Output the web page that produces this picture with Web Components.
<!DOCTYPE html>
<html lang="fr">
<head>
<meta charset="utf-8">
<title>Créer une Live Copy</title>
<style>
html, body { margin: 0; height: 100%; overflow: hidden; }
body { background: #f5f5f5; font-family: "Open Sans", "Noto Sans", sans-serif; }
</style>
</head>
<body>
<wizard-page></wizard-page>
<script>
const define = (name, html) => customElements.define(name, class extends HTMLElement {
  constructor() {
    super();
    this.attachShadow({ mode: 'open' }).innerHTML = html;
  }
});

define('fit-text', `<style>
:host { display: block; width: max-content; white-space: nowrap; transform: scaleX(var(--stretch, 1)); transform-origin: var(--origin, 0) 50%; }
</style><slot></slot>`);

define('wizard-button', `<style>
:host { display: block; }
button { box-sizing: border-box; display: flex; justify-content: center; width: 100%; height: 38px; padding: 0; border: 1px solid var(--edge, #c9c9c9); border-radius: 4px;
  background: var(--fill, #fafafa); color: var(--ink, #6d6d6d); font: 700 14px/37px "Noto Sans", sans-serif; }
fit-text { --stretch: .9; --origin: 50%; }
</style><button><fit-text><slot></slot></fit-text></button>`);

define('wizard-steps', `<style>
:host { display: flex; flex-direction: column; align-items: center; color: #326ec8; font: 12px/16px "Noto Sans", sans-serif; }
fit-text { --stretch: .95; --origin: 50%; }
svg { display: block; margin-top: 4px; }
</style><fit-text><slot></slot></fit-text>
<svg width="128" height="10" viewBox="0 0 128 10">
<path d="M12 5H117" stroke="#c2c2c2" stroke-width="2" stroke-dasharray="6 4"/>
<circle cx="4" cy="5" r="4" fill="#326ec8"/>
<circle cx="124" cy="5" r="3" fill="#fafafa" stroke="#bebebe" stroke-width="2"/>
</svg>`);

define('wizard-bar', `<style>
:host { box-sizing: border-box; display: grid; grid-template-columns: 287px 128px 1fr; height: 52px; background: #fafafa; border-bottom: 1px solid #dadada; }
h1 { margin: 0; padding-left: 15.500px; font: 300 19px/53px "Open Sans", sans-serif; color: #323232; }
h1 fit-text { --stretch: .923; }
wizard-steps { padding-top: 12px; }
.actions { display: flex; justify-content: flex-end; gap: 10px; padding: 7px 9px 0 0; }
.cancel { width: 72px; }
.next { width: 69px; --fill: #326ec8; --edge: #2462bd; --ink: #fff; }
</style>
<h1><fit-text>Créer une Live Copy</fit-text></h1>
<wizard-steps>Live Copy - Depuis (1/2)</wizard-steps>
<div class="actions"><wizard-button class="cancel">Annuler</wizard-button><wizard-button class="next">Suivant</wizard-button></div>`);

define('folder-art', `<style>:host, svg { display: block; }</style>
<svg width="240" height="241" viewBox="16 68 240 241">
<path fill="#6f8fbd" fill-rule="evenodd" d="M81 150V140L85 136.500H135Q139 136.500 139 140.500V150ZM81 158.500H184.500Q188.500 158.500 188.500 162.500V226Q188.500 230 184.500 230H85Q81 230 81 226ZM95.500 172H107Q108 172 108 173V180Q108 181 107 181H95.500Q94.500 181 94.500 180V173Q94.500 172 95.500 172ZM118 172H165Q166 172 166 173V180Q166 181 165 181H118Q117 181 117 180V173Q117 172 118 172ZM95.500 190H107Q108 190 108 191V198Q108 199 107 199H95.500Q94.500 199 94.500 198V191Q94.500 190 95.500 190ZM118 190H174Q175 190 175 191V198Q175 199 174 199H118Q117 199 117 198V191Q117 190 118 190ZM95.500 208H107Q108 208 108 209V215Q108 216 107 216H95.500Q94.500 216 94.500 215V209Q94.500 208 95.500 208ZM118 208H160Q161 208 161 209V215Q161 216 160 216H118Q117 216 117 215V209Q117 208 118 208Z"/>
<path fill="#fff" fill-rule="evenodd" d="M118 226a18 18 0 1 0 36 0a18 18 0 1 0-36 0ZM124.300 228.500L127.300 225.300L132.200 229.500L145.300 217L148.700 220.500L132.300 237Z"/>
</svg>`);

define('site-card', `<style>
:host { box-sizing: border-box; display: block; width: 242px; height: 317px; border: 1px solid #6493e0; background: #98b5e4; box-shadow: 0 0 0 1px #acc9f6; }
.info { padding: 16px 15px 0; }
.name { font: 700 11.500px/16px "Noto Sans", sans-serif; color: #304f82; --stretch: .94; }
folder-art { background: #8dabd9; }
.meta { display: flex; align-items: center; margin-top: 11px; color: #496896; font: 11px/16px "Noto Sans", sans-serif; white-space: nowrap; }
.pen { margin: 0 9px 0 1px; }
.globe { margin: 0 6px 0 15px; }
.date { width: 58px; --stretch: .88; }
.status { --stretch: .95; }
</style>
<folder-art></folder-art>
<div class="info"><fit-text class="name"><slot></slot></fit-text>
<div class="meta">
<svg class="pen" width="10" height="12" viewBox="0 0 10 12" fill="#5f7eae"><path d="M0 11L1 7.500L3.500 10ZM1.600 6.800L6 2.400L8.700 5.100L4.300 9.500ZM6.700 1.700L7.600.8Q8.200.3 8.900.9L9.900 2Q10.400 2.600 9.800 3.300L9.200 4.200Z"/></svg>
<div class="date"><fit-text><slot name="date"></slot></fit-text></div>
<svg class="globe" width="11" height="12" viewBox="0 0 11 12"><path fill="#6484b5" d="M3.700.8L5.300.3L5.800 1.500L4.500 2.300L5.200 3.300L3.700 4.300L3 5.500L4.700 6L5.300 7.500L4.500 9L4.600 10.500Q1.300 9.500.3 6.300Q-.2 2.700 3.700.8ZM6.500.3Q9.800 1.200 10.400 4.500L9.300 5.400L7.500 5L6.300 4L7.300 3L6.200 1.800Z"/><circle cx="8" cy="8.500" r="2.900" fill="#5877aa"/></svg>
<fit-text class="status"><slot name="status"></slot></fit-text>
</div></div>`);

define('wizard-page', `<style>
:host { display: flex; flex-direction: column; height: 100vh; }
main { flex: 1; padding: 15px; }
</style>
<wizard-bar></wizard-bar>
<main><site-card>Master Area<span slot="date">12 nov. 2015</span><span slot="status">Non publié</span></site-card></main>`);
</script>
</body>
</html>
● ● ●
### Exercise aim
Each line must be given again exactly as written above.

### Written response
Output the web page that produces this picture with Web Components.
<!DOCTYPE html>
<html lang="fr">
<head>
<meta charset="utf-8">
<title>Créer une Live Copy</title>
<style>
html, body { margin: 0; height: 100%; overflow: hidden; }
body { background: #f5f5f5; font-family: "Open Sans", "Noto Sans", sans-serif; }
</style>
</head>
<body>
<wizard-page></wizard-page>
<script>
const define = (name, html) => customElements.define(name, class extends HTMLElement {
  constructor() {
    super();
    this.attachShadow({ mode: 'open' }).innerHTML = html;
  }
});

define('fit-text', `<style>
:host { display: block; width: max-content; white-space: nowrap; transform: scaleX(var(--stretch, 1)); transform-origin: var(--origin, 0) 50%; }
</style><slot></slot>`);

define('wizard-button', `<style>
:host { display: block; }
button { box-sizing: border-box; display: flex; justify-content: center; width: 100%; height: 38px; padding: 0; border: 1px solid var(--edge, #c9c9c9); border-radius: 4px;
  background: var(--fill, #fafafa); color: var(--ink, #6d6d6d); font: 700 14px/37px "Noto Sans", sans-serif; }
fit-text { --stretch: .9; --origin: 50%; }
</style><button><fit-text><slot></slot></fit-text></button>`);

define('wizard-steps', `<style>
:host { display: flex; flex-direction: column; align-items: center; color: #326ec8; font: 12px/16px "Noto Sans", sans-serif; }
fit-text { --stretch: .95; --origin: 50%; }
svg { display: block; margin-top: 4px; }
</style><fit-text><slot></slot></fit-text>
<svg width="128" height="10" viewBox="0 0 128 10">
<path d="M12 5H117" stroke="#c2c2c2" stroke-width="2" stroke-dasharray="6 4"/>
<circle cx="4" cy="5" r="4" fill="#326ec8"/>
<circle cx="124" cy="5" r="3" fill="#fafafa" stroke="#bebebe" stroke-width="2"/>
</svg>`);

define('wizard-bar', `<style>
:host { box-sizing: border-box; display: grid; grid-template-columns: 287px 128px 1fr; height: 52px; background: #fafafa; border-bottom: 1px solid #dadada; }
h1 { margin: 0; padding-left: 15.500px; font: 300 19px/53px "Open Sans", sans-serif; color: #323232; }
h1 fit-text { --stretch: .923; }
wizard-steps { padding-top: 12px; }
.actions { display: flex; justify-content: flex-end; gap: 10px; padding: 7px 9px 0 0; }
.cancel { width: 72px; }
.next { width: 69px; --fill: #326ec8; --edge: #2462bd; --ink: #fff; }
</style>
<h1><fit-text>Créer une Live Copy</fit-text></h1>
<wizard-steps>Live Copy - Depuis (1/2)</wizard-steps>
<div class="actions"><wizard-button class="cancel">Annuler</wizard-button><wizard-button class="next">Suivant</wizard-button></div>`);

define('folder-art', `<style>:host, svg { display: block; }</style>
<svg width="240" height="241" viewBox="16 68 240 241">
<path fill="#6f8fbd" fill-rule="evenodd" d="M81 150V140L85 136.500H135Q139 136.500 139 140.500V150ZM81 158.500H184.500Q188.500 158.500 188.500 162.500V226Q188.500 230 184.500 230H85Q81 230 81 226ZM95.500 172H107Q108 172 108 173V180Q108 181 107 181H95.500Q94.500 181 94.500 180V173Q94.500 172 95.500 172ZM118 172H165Q166 172 166 173V180Q166 181 165 181H118Q117 181 117 180V173Q117 172 118 172ZM95.500 190H107Q108 190 108 191V198Q108 199 107 199H95.500Q94.500 199 94.500 198V191Q94.500 190 95.500 190ZM118 190H174Q175 190 175 191V198Q175 199 174 199H118Q117 199 117 198V191Q117 190 118 190ZM95.500 208H107Q108 208 108 209V215Q108 216 107 216H95.500Q94.500 216 94.500 215V209Q94.500 208 95.500 208ZM118 208H160Q161 208 161 209V215Q161 216 160 216H118Q117 216 117 215V209Q117 208 118 208Z"/>
<path fill="#fff" fill-rule="evenodd" d="M118 226a18 18 0 1 0 36 0a18 18 0 1 0-36 0ZM124.300 228.500L127.300 225.300L132.200 229.500L145.300 217L148.700 220.500L132.300 237Z"/>
</svg>`);

define('site-card', `<style>
:host { box-sizing: border-box; display: block; width: 242px; height: 317px; border: 1px solid #6493e0; background: #98b5e4; box-shadow: 0 0 0 1px #acc9f6; }
.info { padding: 16px 15px 0; }
.name { font: 700 11.500px/16px "Noto Sans", sans-serif; color: #304f82; --stretch: .94; }
folder-art { background: #8dabd9; }
.meta { display: flex; align-items: center; margin-top: 11px; color: #496896; font: 11px/16px "Noto Sans", sans-serif; white-space: nowrap; }
.pen { margin: 0 9px 0 1px; }
.globe { margin: 0 6px 0 15px; }
.date { width: 58px; --stretch: .88; }
.status { --stretch: .95; }
</style>
<folder-art></folder-art>
<div class="info"><fit-text class="name"><slot></slot></fit-text>
<div class="meta">
<svg class="pen" width="10" height="12" viewBox="0 0 10 12" fill="#5f7eae"><path d="M0 11L1 7.500L3.500 10ZM1.600 6.800L6 2.400L8.700 5.100L4.300 9.500ZM6.700 1.700L7.600.8Q8.200.3 8.900.9L9.900 2Q10.400 2.600 9.800 3.300L9.200 4.200Z"/></svg>
<div class="date"><fit-text><slot name="date"></slot></fit-text></div>
<svg class="globe" width="11" height="12" viewBox="0 0 11 12"><path fill="#6484b5" d="M3.700.8L5.300.3L5.800 1.500L4.500 2.300L5.200 3.300L3.700 4.300L3 5.500L4.700 6L5.300 7.500L4.500 9L4.600 10.500Q1.300 9.500.3 6.300Q-.2 2.700 3.700.8ZM6.500.3Q9.800 1.200 10.400 4.500L9.300 5.400L7.500 5L6.300 4L7.300 3L6.200 1.800Z"/><circle cx="8" cy="8.500" r="2.900" fill="#5877aa"/></svg>
<fit-text class="status"><slot name="status"></slot></fit-text>
</div></div>`);

define('wizard-page', `<style>
:host { display: flex; flex-direction: column; height: 100vh; }
main { flex: 1; padding: 15px; }
</style>
<wizard-bar></wizard-bar>
<main><site-card>Master Area<span slot="date">12 nov. 2015</span><span slot="status">Non publié</span></site-card></main>`);
</script>
</body>
</html>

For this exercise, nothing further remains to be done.